Some contention is made by counsel for the defendant rested upon the theory that since Sylvan Paysse was demised a life estate by the residuary clause of the will of his wife, Mary Paysse, he thereby became entitled to the use, even to the extent of consumption, of the personal property so devised to him; and that in any event he was accountable only for the property or the proceeds thereof without increase or interest at the time of his remarriage in May, 1905. The answer to counsel’s contentions, in so far as they rest upon this theory, is found in the fact that at that time he had this community property and money or the proceeds thereof, which ultimately became the purchase price of the land and lots here involved.
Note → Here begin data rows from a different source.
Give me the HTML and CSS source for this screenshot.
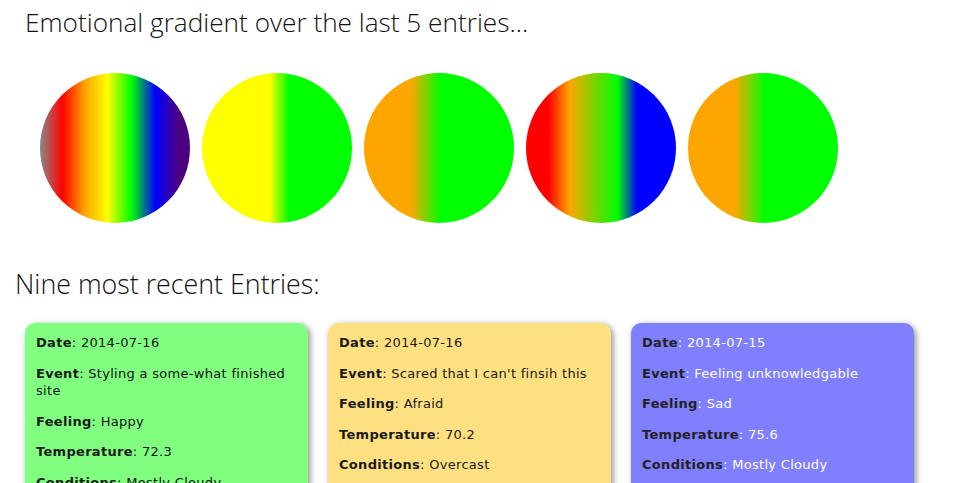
FILE: index.html
```html
<!DOCTYPE html>
<html>
<head>
<meta charset="utf-8">
<title>Emotional journal</title>
<link rel="stylesheet" href="styles.css">
</head>
<body>
  <h1 class="title">Emotional gradient over the last 5 entries...</h1>
  <div class="orbs">
    <div class="orb orb-rainbow"></div>
    <div class="orb orb-yellow-green"></div>
    <div class="orb orb-orange-green"></div>
    <div class="orb orb-red-blue"></div>
    <div class="orb orb-orange-green"></div>
  </div>
  <h2 class="subtitle">Nine most recent Entries:</h2>
  <div class="cards">
    <div class="card card-happy">
      <p><b>Date</b>: 2014-07-16</p>
      <p><b>Event</b>: Styling a some-what finished site</p>
      <p><b>Feeling</b>: Happy</p>
      <p><b>Temperature</b>: 72.3</p>
      <p><b>Conditions</b>: Mostly Cloudy</p>
    </div>
    <div class="card card-afraid">
      <p><b>Date</b>: 2014-07-16</p>
      <p><b>Event</b>: Scared that I can't finsih this</p>
      <p><b>Feeling</b>: Afraid</p>
      <p><b>Temperature</b>: 70.2</p>
      <p><b>Conditions</b>: Overcast</p>
    </div>
    <div class="card card-sad">
      <p><b>Date</b>: 2014-07-15</p>
      <p><b>Event</b>: Feeling unknowledgable</p>
      <p><b>Feeling</b>: Sad</p>
      <p><b>Temperature</b>: 75.6</p>
      <p><b>Conditions</b>: Mostly Cloudy</p>
    </div>
  </div>
</body>
</html>
```
FILE: styles.css
```css
html, body {
  margin: 0;
  padding: 0;
  background: #ffffff;
}

body {
  font-family: "Open Sans", "Noto Sans", sans-serif;
  color: #111111;
  overflow: hidden;
}

.title {
  margin: 6px 0 0 25px;
  font-size: 26.2px;
  line-height: 32px;
  font-weight: 300;
  color: #111111;
}

.orbs {
  display: flex;
  gap: 12px;
  margin: 35px 0 0 40px;
}

.orb {
  width: 150px;
  height: 150px;
  border-radius: 50%;
  flex: none;
}

.orb-rainbow {
  background: linear-gradient(to right, #888888 0%, #ff0000 15%, #ffa500 30%, #ffff00 45%, #00ff00 61%, #0000ff 77%, #4b0082 92%, #4b0082 100%);
}

.orb-yellow-green {
  background: linear-gradient(to right, #ffff00 45%, #00ff00 58%);
}

.orb-orange-green {
  background: linear-gradient(to right, #ffa500 31%, #00ff00 51%);
}

.orb-red-blue {
  background: linear-gradient(to right, #ff0000 15%, #ffa500 29%, #00ff00 61%, #0000ff 74%);
}

.subtitle {
  margin: 45px 0 0 15px;
  font-size: 26.8px;
  line-height: 32px;
  font-weight: 300;
  color: #111111;
}

.cards {
  display: flex;
  align-items: flex-start;
  gap: 20px;
  margin: 23px 0 0 25px;
}

.card {
  width: 261px;
  flex: none;
  padding: 11px 11px 10px;
  border-radius: 10px;
  box-shadow: 2px 2px 6px rgba(0, 0, 0, 0.45);
  font-family: "DejaVu Sans", Verdana, sans-serif;
  font-size: 13px;
  line-height: 17.5px;
  letter-spacing: 0.3px;
}

.card p {
  margin: 0 0 13px 0;
}

.card b {
  font-weight: bold;
  color: #1a1a1a;
}

.card-happy {
  background: #80ff80;
  color: #111111;
}

.card-afraid {
  background: #ffe080;
  color: #1a1a1a;
}

.card-sad {
  background: #8080ff;
  color: #ffffff;
}

.card-sad b {
  color: #222222;
}
```
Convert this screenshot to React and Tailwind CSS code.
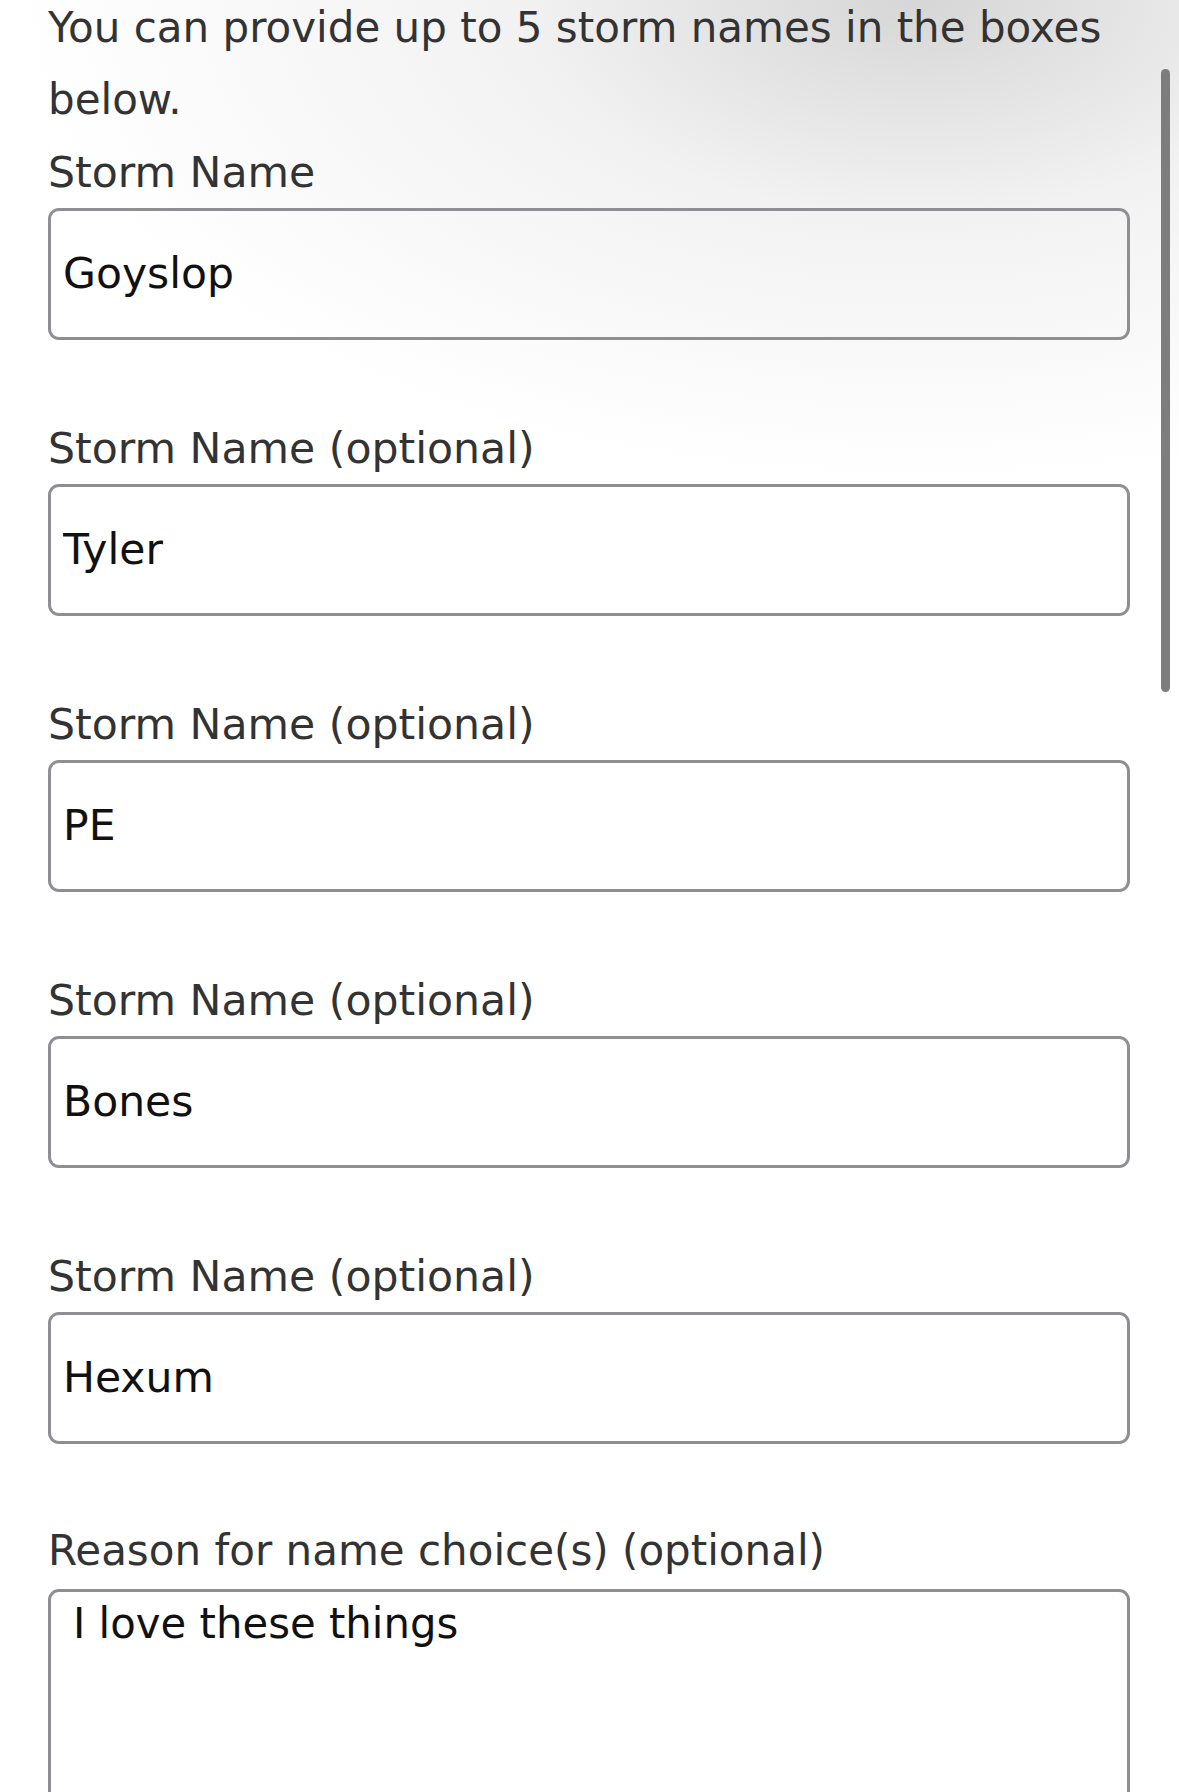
import React from "react";

const names = [
  { label: "Storm Name", value: "Goyslop" },
  { label: "Storm Name (optional)", value: "Tyler" },
  { label: "Storm Name (optional)", value: "PE" },
  { label: "Storm Name (optional)", value: "Bones" },
  { label: "Storm Name (optional)", value: "Hexum" },
];

function Field({ label, value }) {
  return (
    <div className="mb-[72px]">
      <label className="block text-[42.6px] leading-[72px] text-[#333333]">{label}</label>
      <input
        readOnly
        value={value}
        className="block w-full h-[132px] border-[3px] border-[#8e8e93] rounded-[11px] bg-transparent pl-[12px] pb-[2px] text-[42.5px] text-[#111111] outline-none"
        style={{ fontFamily: "'DejaVu Sans', sans-serif" }}
      />
    </div>
  );
}

export default function App() {
  return (
    <div
      className="relative h-[1792px] overflow-hidden bg-[radial-gradient(ellipse_900px_480px_at_78%_0%,#d6d6d6_0%,#f2f2f2_45%,#ffffff_100%)]"
      style={{ fontFamily: "'DejaVu Sans', sans-serif" }}
    >
      <div className="pl-[48px] w-[1130px]">
        <p className="-mt-[8px] text-[42px] leading-[72px] text-[#333333]">
          You can provide up to 5 storm names in the boxes below.
        </p>
        {names.map((n, i) => (
          <Field key={i} label={n.label} value={n.value} />
        ))}
        <label className="block -mt-[1px] text-[42px] leading-[72px] text-[#333333]">
          Reason for name choice(s) (optional)
        </label>
        <textarea
          readOnly
          value="I love these things"
          className="block w-full h-[300px] mt-[2px] border-[3px] border-[#8e8e93] rounded-[11px] bg-white pl-[22px] pt-[7px] text-[41.8px] leading-[1.2] text-[#111111] outline-none resize-none"
          style={{ fontFamily: "'DejaVu Sans', sans-serif" }}
        />
      </div>
      <div className="absolute left-[1161px] top-[69px] w-[9px] h-[623px] rounded-full bg-[#7d7d7d]" />
    </div>
  );
}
We think the awarding to the plaintiffs of an undivided one-half interest in this property at this time does not result in their acquiring any benefit of profits or income which their father, Sylvan Paysse, might have been entitled to by virtue of his life estate prior to its termination upon his remarriage in May, 1905. Indeed, the evidence warrants the conclusion that there were no profits or income from this property prior to that time.

*356We are of the opinion that the plaintiffs are the equitable owners of an undivided one-half interest in the lots and land by virtue of their mother’s will and the trust resulting from the acquisition of the land by their father, Sylvan Paysse, with funds traceable from the community estate of himself and former wife, Mary Paysse; and that the plaintiffs are also the owners of an undivided two-thirds of their father’s undivided one-half interest in the lots, of which he died seized as his separate property, by inheritance from him under Rem. & Bal. Code § 1341 (P. C. 409 § 637). This is the result of and evidently the theory upon which the trial court rendered its decision.

The judgment is affirmed. Both appeals being unsuccessful, neither party will recover costs in this court.

Morris, C. J., Holcomb, Fullerton, Ellis, and Main, JJ., concur.